After latest data, Fed official calls for ‘caution’ on pace of rate cuts

'Economy may not be slowing as much as desired,' Fed governor says

After latest data, Fed official calls for ‘caution’ on pace of rate cuts

'Economy may not be slowing as much as desired,' Fed governor says
Federal Reserve Governor Christopher Waller

In the wake of mixed data from recent reports on jobs and inflation, one of the members of the Federal Reserve’s board of governors called this week for more restraint in the pace of cuts to the federal funds rate.

Speaking at a conference of economists at Stanford University, Federal Reserve Governor Christopher Waller said that the labor market is in “rough balance” and inflation has run close to the central bank’s target over the past several months. That begs the question of how much and how fast to trim the Fed’s anchor rate, which Waller said currently remains at a restrictive level.
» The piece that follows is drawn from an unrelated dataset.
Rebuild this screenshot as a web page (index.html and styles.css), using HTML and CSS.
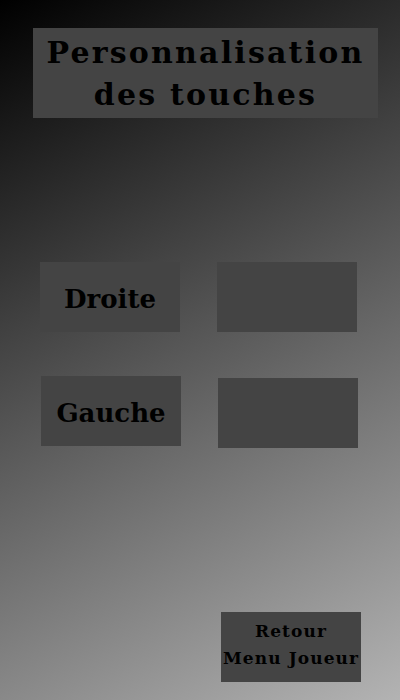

However, a stronger-than-expected September jobs report and a hotter-than-expected CPI are signaling that the economy may not be slowing enough to encourage disinflation at the rate the Fed wants to see.

“This data is signaling that the economy may not be slowing as much as desired,” Waller said. “While we do not want to overreact to this data or look through it, I view the totality of the data as saying monetary policy should proceed with more caution on the pace of rate cuts than was needed at the September meeting.

“I will be watching to see whether data, due out before our next meeting, on inflation, the labor market and economic activity confirms or undercuts my inclination to be more cautious about loosening monetary policy,” he continued.

Waller affirmed that there’s no expectation to deviate from a rate-lowering policy over the next year, noting that the median federal funds rate projected by Federal Open Market Committee (FOMC) participants at the end of 2025 is 3.4% (it’s at a range of 4.75%-5% now). The long-term outlook is a little more uncertain: While the median estimated longer-run level of the federal funds rate in the FOMC’s dot-plot is 2.9%, participants’ projections covered a wide range, from 2.4% to 3.8%.

“While much attention is given to the size of cuts over the next meeting or two, I think the larger message of the [dot-plot] is that there is a considerable extent of policy restrictiveness to remove, and if the economy continues in its current sweet spot, this will happen gradually,” Waller said.